Density Estimation on Rectifiable Sets
Jack Kendrick
TL;DR
This work extends kernel density estimation to data supported on $d$-rectifiable sets, addressing the slow convergence of classical KDE in high ambient dimensions by using a density estimator ${\hat{p}}_n(x) = \frac{1}{h_n^d}\sum_{i=1}^n K(\|X_i-x\|/h_n)$ tailored to the intrinsic dimension $d$. Under an approximate-tangent-space condition with parameter $m>0$, the estimator's mean-squared error decays as ${\rm MSE}[{\hat{p}}_n(x)] = O\left(\frac{1}{n^{2m/(d+2m)}}\right)$, recovering known results on manifolds and extending to algebraic and semi-algebraic sets.
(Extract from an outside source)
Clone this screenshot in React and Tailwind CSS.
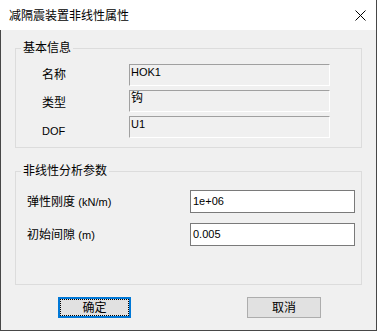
import React from "react";

const font = { fontFamily: '"Liberation Sans", "Noto Sans CJK SC", sans-serif' };

function ReadField({ children }) {
  return (
    <div className="h-[22px] w-[201px] border-t border-l border-b border-r border-t-[#a0a0a0] border-l-[#a0a0a0] border-b-white border-r-white bg-[#f0f0f0] pl-[1px] text-[11px] leading-[14px] text-black">
      {children}
    </div>
  );
}

function Input({ value }) {
  return (
    <div className="flex h-[23px] w-[165px] items-center border border-[#7a7a7a] bg-white pb-[2px] pl-[2px] text-[11px] leading-[14px] text-black">
      {value}
    </div>
  );
}

export default function App() {
  return (
    <div className="h-[331px] w-[377px] border-r border-[#474747] bg-white" style={font}>
      {/* Title bar */}
      <div className="flex h-[30px] items-center justify-between bg-white pl-[9px] pr-[10px]">
        <span className="pt-[1px] text-[12px] leading-[16px] text-black">减隔震装置非线性属性</span>
        <svg width="11" height="11" viewBox="0 0 11 11" className="mt-[1px]">
          <path d="M0.5 0.5 L10.5 10.5 M10.5 0.5 L0.5 10.5" stroke="#000" strokeWidth="1" fill="none" />
        </svg>
      </div>
      {/* Body */}
      <div className="flex h-[301px] flex-col border-b border-l border-[#474747] bg-[#f0f0f0]">
        {/* Group 1 */}
        <div className="relative mx-[14px] mt-[18px] h-[100px] border border-[#dcdcdc]">
          <span className="absolute -top-[9px] left-[5px] bg-[#f0f0f0] px-[2px] text-[12px] leading-[16px] text-black">
            基本信息
          </span>
          <div className="flex">
            <div className="flex w-[113px] flex-col gap-[12px] pl-[26px] pt-[18px] text-[12px] leading-[16px] text-black">
              <span>名称</span>
              <span>类型</span>
              <span className="text-[11px]">DOF</span>
            </div>
            <div className="flex flex-col gap-[4px] pt-[15px]">
              <ReadField>HOK1</ReadField>
              <ReadField>
                <span className="text-[12px]">钩</span>
              </ReadField>
              <ReadField>U1</ReadField>
            </div>
          </div>
        </div>
        {/* Group 2 */}
        <div className="relative mx-[14px] mt-[23px] h-[114px] border border-[#dcdcdc]">
          <span className="absolute -top-[9px] left-[5px] bg-[#f0f0f0] px-[2px] text-[12px] leading-[16px] text-black">
            非线性分析参数
          </span>
          <div className="flex flex-col gap-[10px] pt-[18px]">
            <div className="flex items-center">
              <span className="w-[174px] pl-[11px] text-[12px] leading-[16px] text-black">
                弹性刚度 <span className="text-[11px]">(kN/m)</span>
              </span>
              <Input value="1e+06" />
            </div>
            <div className="flex items-center">
              <span className="w-[174px] pl-[11px] text-[12px] leading-[16px] text-black">
                初始间隙 <span className="text-[11px]">(m)</span>
              </span>
              <Input value="0.005" />
            </div>
          </div>
        </div>
        {/* Buttons */}
        <div className="mt-[12px] flex gap-[116px] pl-[57px]">
          <button className="h-[21px] w-[73px] border-2 border-[#0078d7] bg-[#e1e1e1] p-0">
            <div className="flex h-full w-full items-center justify-center border border-dotted border-black text-[12px] leading-[16px] text-black">
              确定
            </div>
          </button>
          <button className="flex h-[21px] w-[74px] items-center justify-center border border-[#adadad] bg-[#e1e1e1] text-[12px] leading-[16px] text-black">
            取消
          </button>
        </div>
      </div>
    </div>
  );
}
When the support is locally a smooth manifold almost everywhere, and with sufficient smoothness of $p$ and $K$, the method achieves the classical rate ${\rm MSE} = O\left(\frac{1}{n^{4/(d+4)}}\right)$ with $h_n \asymp n^{-1/(d+4)}$, reflecting improved tangent-space approximations. A numerical example on $d$-sparse data demonstrates that the convergence rate depends on the intrinsic dimension $d$ but not on the ambient dimension $D$, illustrating practical applicability to high-dimensional, low-dimensional-structure data such as sparsity and low-rank models.
Abstract
Kernel density estimation is a popular method for estimating unseen probability distributions. However, the convergence of these classical estimators to the true density slows down in high dimensions. Moreover, they do not define meaningful probability distributions when the intrinsic dimension of data is much smaller than its ambient dimension. We build on previous work on density estimation on manifolds to show that a modified kernel density estimator converges to the true density on $d-$rectifiable sets. As a special case, we consider algebraic varieties and semi-algebraic sets and prove a convergence rate in this setting. We conclude the paper with a numerical experiment illustrating the convergence of this estimator on sparse data.